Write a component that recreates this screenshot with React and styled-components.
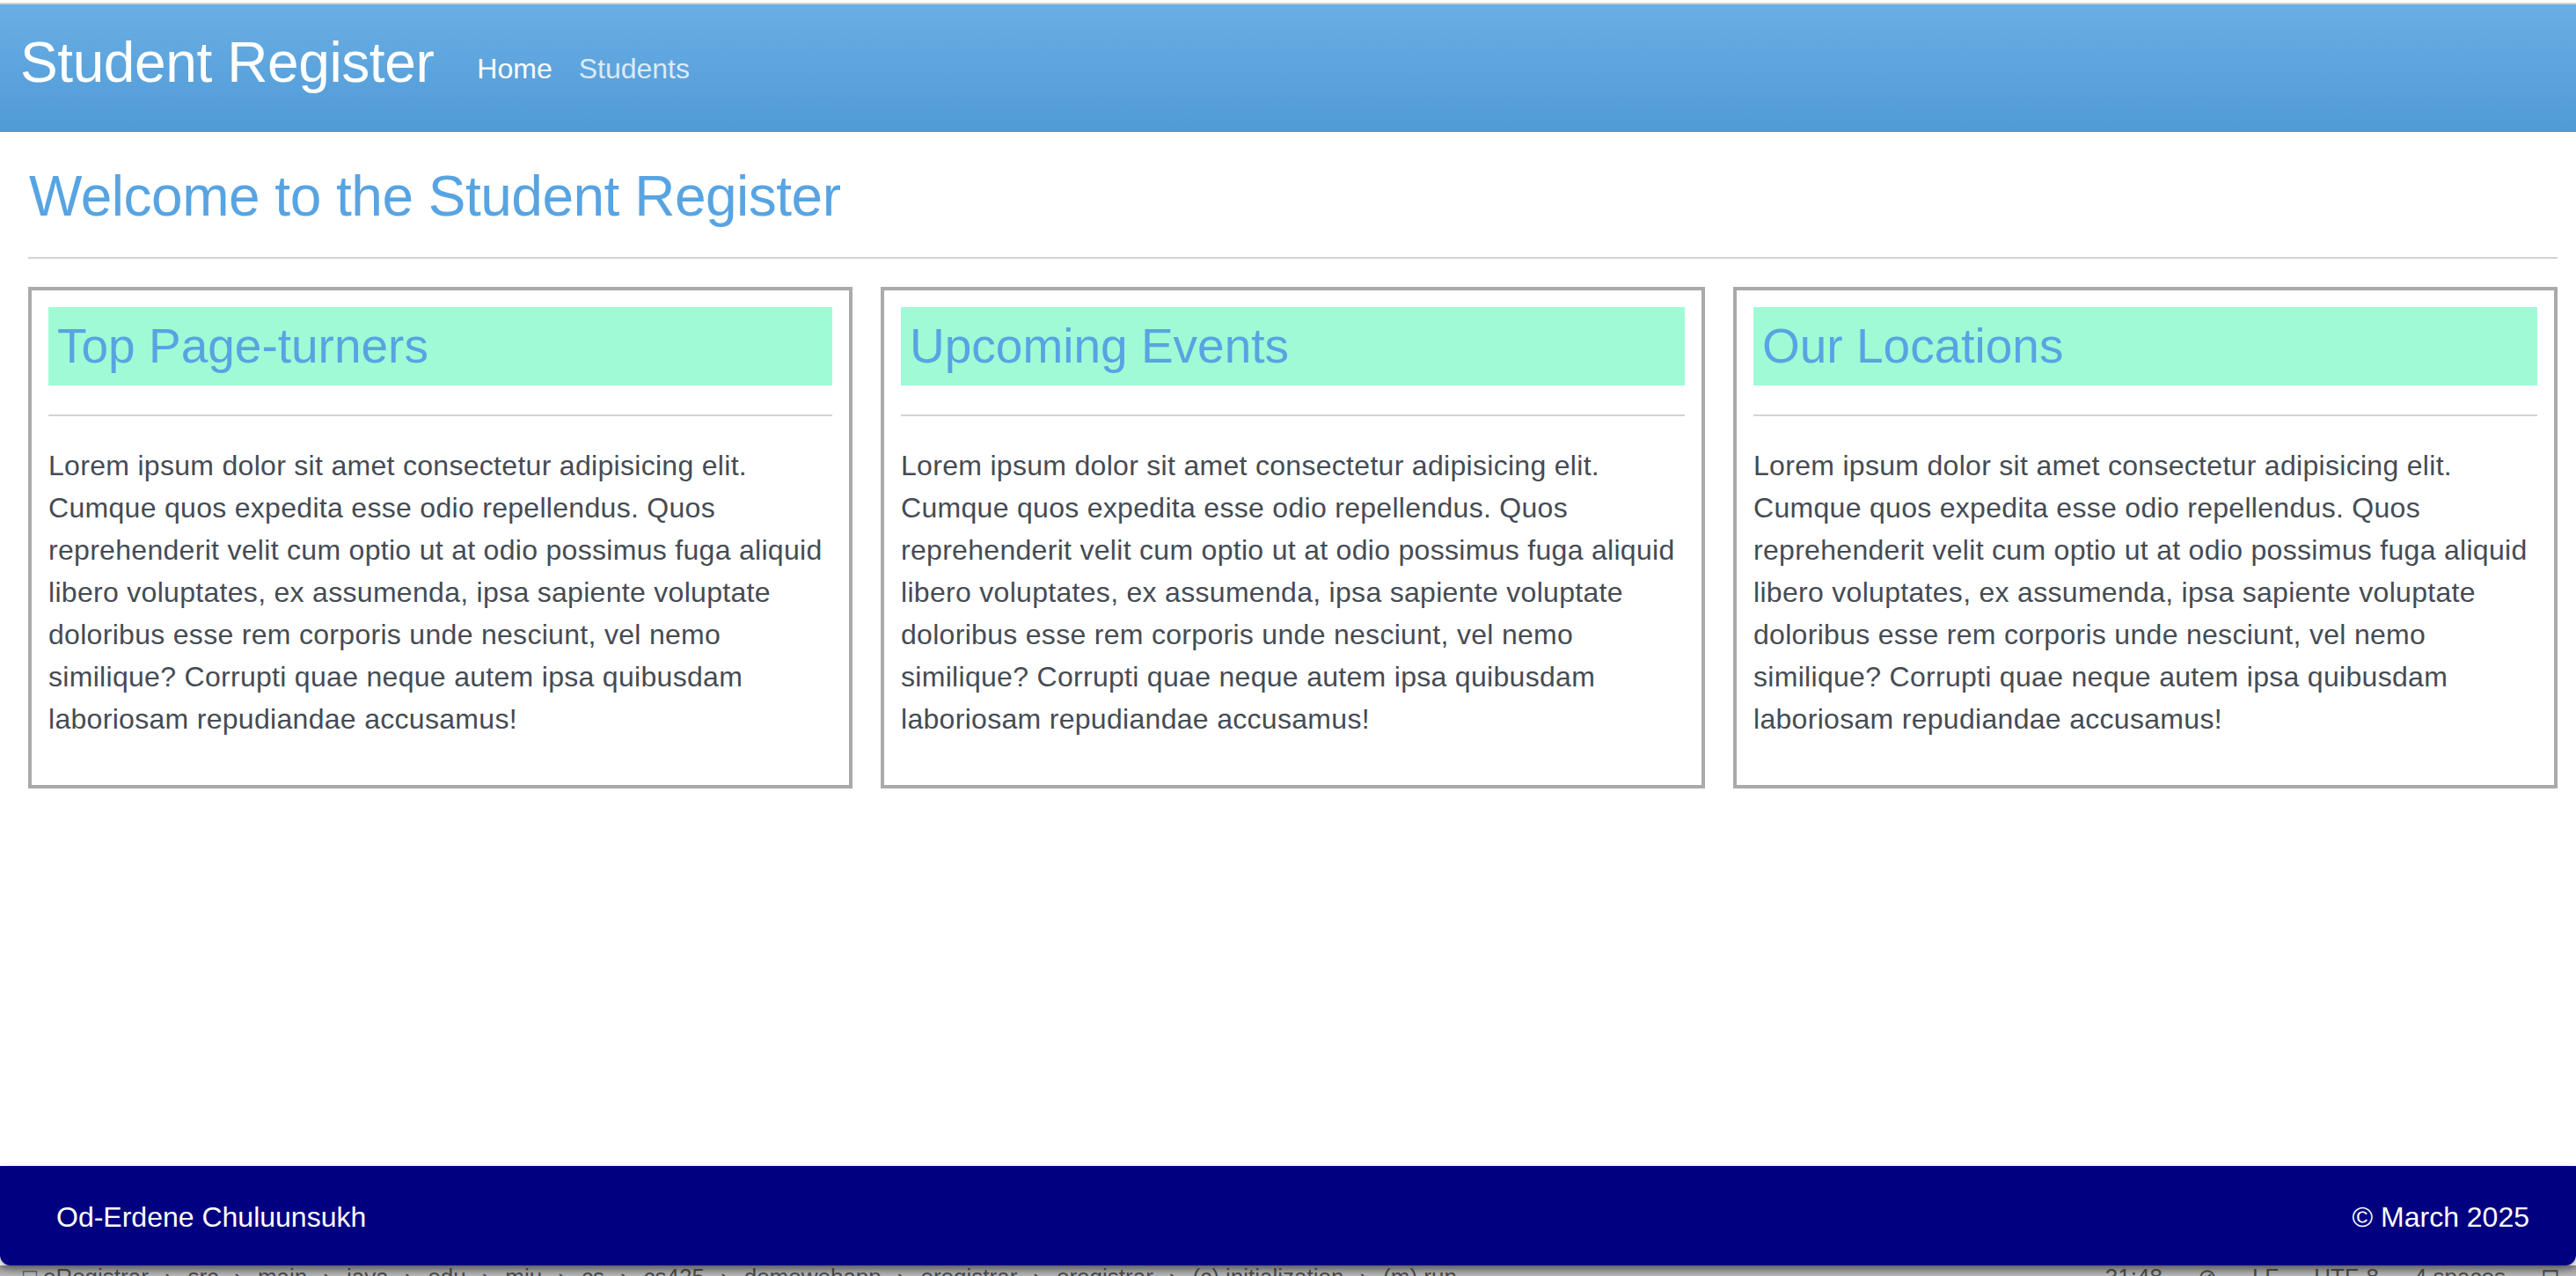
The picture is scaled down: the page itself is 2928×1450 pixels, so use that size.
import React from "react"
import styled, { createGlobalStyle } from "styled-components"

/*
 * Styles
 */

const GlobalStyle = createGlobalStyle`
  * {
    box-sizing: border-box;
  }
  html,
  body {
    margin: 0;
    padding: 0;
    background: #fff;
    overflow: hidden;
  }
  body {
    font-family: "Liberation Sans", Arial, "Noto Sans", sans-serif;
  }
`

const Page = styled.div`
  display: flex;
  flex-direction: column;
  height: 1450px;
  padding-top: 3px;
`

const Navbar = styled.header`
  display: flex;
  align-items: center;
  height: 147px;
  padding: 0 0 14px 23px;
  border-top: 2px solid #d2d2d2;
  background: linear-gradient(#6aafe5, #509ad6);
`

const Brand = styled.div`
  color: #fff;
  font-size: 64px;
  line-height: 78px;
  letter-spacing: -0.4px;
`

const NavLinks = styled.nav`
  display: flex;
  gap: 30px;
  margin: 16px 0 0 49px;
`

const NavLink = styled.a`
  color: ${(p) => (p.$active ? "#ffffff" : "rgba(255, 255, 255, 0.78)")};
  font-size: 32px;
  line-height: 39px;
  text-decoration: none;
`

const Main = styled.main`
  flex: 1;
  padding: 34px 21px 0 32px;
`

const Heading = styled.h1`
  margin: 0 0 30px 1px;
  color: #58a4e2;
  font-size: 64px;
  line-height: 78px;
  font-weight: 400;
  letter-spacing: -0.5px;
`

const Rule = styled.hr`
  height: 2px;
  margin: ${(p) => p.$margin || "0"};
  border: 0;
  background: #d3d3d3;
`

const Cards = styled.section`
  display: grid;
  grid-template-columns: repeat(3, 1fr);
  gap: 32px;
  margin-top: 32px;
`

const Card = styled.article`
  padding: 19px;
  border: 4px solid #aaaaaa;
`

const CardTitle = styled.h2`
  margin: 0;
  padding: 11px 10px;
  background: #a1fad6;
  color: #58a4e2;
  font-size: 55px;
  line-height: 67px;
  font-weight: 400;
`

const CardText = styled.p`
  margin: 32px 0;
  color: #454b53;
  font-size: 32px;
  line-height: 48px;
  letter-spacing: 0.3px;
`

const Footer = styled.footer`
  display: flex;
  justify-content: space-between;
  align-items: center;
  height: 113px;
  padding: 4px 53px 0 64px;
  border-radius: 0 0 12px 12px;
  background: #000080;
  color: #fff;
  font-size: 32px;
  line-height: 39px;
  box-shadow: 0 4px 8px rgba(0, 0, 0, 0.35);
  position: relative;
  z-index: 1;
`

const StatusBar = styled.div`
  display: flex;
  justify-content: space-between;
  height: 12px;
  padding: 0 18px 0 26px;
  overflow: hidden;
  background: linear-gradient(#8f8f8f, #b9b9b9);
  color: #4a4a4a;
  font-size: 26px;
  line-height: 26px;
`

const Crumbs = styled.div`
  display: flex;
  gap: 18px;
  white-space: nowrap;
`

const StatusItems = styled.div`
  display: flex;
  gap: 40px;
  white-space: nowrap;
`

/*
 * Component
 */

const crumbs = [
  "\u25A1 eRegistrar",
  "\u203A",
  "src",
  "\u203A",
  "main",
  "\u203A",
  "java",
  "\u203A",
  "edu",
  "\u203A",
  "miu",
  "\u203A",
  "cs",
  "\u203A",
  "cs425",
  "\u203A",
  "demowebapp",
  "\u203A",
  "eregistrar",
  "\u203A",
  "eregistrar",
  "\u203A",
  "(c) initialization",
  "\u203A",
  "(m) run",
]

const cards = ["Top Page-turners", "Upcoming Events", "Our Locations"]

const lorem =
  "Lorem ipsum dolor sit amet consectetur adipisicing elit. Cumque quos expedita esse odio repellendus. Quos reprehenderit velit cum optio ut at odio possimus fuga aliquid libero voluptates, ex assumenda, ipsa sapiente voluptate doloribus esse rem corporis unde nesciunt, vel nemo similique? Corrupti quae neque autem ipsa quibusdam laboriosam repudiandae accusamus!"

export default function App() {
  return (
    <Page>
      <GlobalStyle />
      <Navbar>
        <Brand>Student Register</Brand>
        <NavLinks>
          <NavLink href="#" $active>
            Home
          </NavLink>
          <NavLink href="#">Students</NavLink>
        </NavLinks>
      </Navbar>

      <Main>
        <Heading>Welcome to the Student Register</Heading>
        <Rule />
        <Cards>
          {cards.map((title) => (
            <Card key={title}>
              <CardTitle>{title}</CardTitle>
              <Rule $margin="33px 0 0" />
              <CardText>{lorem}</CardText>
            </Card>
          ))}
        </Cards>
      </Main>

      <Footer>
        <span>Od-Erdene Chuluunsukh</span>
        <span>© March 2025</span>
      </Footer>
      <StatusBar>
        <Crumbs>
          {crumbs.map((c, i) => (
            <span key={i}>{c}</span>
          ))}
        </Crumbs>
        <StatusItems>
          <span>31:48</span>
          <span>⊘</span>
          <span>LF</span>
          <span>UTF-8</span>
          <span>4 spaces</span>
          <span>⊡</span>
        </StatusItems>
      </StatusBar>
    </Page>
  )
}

-*-*-

Do not copy the pictures, but repeat every line exactly.

§ **Answer to this problem**:
Write a component that recreates this screenshot with React and styled-components.
The picture is scaled down: the page itself is 2928×1450 pixels, so use that size.
import React from "react"
import styled, { createGlobalStyle } from "styled-components"

/*
 * Styles
 */

const GlobalStyle = createGlobalStyle`
  * {
    box-sizing: border-box;
  }
  html,
  body {
    margin: 0;
    padding: 0;
    background: #fff;
    overflow: hidden;
  }
  body {
    font-family: "Liberation Sans", Arial, "Noto Sans", sans-serif;
  }
`

const Page = styled.div`
  display: flex;
  flex-direction: column;
  height: 1450px;
  padding-top: 3px;
`

const Navbar = styled.header`
  display: flex;
  align-items: center;
  height: 147px;
  padding: 0 0 14px 23px;
  border-top: 2px solid #d2d2d2;
  background: linear-gradient(#6aafe5, #509ad6);
`

const Brand = styled.div`
  color: #fff;
  font-size: 64px;
  line-height: 78px;
  letter-spacing: -0.4px;
`

const NavLinks = styled.nav`
  display: flex;
  gap: 30px;
  margin: 16px 0 0 49px;
`

const NavLink = styled.a`
  color: ${(p) => (p.$active ? "#ffffff" : "rgba(255, 255, 255, 0.78)")};
  font-size: 32px;
  line-height: 39px;
  text-decoration: none;
`

const Main = styled.main`
  flex: 1;
  padding: 34px 21px 0 32px;
`

const Heading = styled.h1`
  margin: 0 0 30px 1px;
  color: #58a4e2;
  font-size: 64px;
  line-height: 78px;
  font-weight: 400;
  letter-spacing: -0.5px;
`

const Rule = styled.hr`
  height: 2px;
  margin: ${(p) => p.$margin || "0"};
  border: 0;
  background: #d3d3d3;
`

const Cards = styled.section`
  display: grid;
  grid-template-columns: repeat(3, 1fr);
  gap: 32px;
  margin-top: 32px;
`

const Card = styled.article`
  padding: 19px;
  border: 4px solid #aaaaaa;
`

const CardTitle = styled.h2`
  margin: 0;
  padding: 11px 10px;
  background: #a1fad6;
  color: #58a4e2;
  font-size: 55px;
  line-height: 67px;
  font-weight: 400;
`

const CardText = styled.p`
  margin: 32px 0;
  color: #454b53;
  font-size: 32px;
  line-height: 48px;
  letter-spacing: 0.3px;
`

const Footer = styled.footer`
  display: flex;
  justify-content: space-between;
  align-items: center;
  height: 113px;
  padding: 4px 53px 0 64px;
  border-radius: 0 0 12px 12px;
  background: #000080;
  color: #fff;
  font-size: 32px;
  line-height: 39px;
  box-shadow: 0 4px 8px rgba(0, 0, 0, 0.35);
  position: relative;
  z-index: 1;
`

const StatusBar = styled.div`
  display: flex;
  justify-content: space-between;
  height: 12px;
  padding: 0 18px 0 26px;
  overflow: hidden;
  background: linear-gradient(#8f8f8f, #b9b9b9);
  color: #4a4a4a;
  font-size: 26px;
  line-height: 26px;
`

const Crumbs = styled.div`
  display: flex;
  gap: 18px;
  white-space: nowrap;
`

const StatusItems = styled.div`
  display: flex;
  gap: 40px;
  white-space: nowrap;
`

/*
 * Component
 */

const crumbs = [
  "\u25A1 eRegistrar",
  "\u203A",
  "src",
  "\u203A",
  "main",
  "\u203A",
  "java",
  "\u203A",
  "edu",
  "\u203A",
  "miu",
  "\u203A",
  "cs",
  "\u203A",
  "cs425",
  "\u203A",
  "demowebapp",
  "\u203A",
  "eregistrar",
  "\u203A",
  "eregistrar",
  "\u203A",
  "(c) initialization",
  "\u203A",
  "(m) run",
]

const cards = ["Top Page-turners", "Upcoming Events", "Our Locations"]

const lorem =
  "Lorem ipsum dolor sit amet consectetur adipisicing elit. Cumque quos expedita esse odio repellendus. Quos reprehenderit velit cum optio ut at odio possimus fuga aliquid libero voluptates, ex assumenda, ipsa sapiente voluptate doloribus esse rem corporis unde nesciunt, vel nemo similique? Corrupti quae neque autem ipsa quibusdam laboriosam repudiandae accusamus!"

export default function App() {
  return (
    <Page>
      <GlobalStyle />
      <Navbar>
        <Brand>Student Register</Brand>
        <NavLinks>
          <NavLink href="#" $active>
            Home
          </NavLink>
          <NavLink href="#">Students</NavLink>
        </NavLinks>
      </Navbar>

      <Main>
        <Heading>Welcome to the Student Register</Heading>
        <Rule />
        <Cards>
          {cards.map((title) => (
            <Card key={title}>
              <CardTitle>{title}</CardTitle>
              <Rule $margin="33px 0 0" />
              <CardText>{lorem}</CardText>
            </Card>
          ))}
        </Cards>
      </Main>

      <Footer>
        <span>Od-Erdene Chuluunsukh</span>
        <span>© March 2025</span>
      </Footer>
      <StatusBar>
        <Crumbs>
          {crumbs.map((c, i) => (
            <span key={i}>{c}</span>
          ))}
        </Crumbs>
        <StatusItems>
          <span>31:48</span>
          <span>⊘</span>
          <span>LF</span>
          <span>UTF-8</span>
          <span>4 spaces</span>
          <span>⊡</span>
        </StatusItems>
      </StatusBar>
    </Page>
  )
}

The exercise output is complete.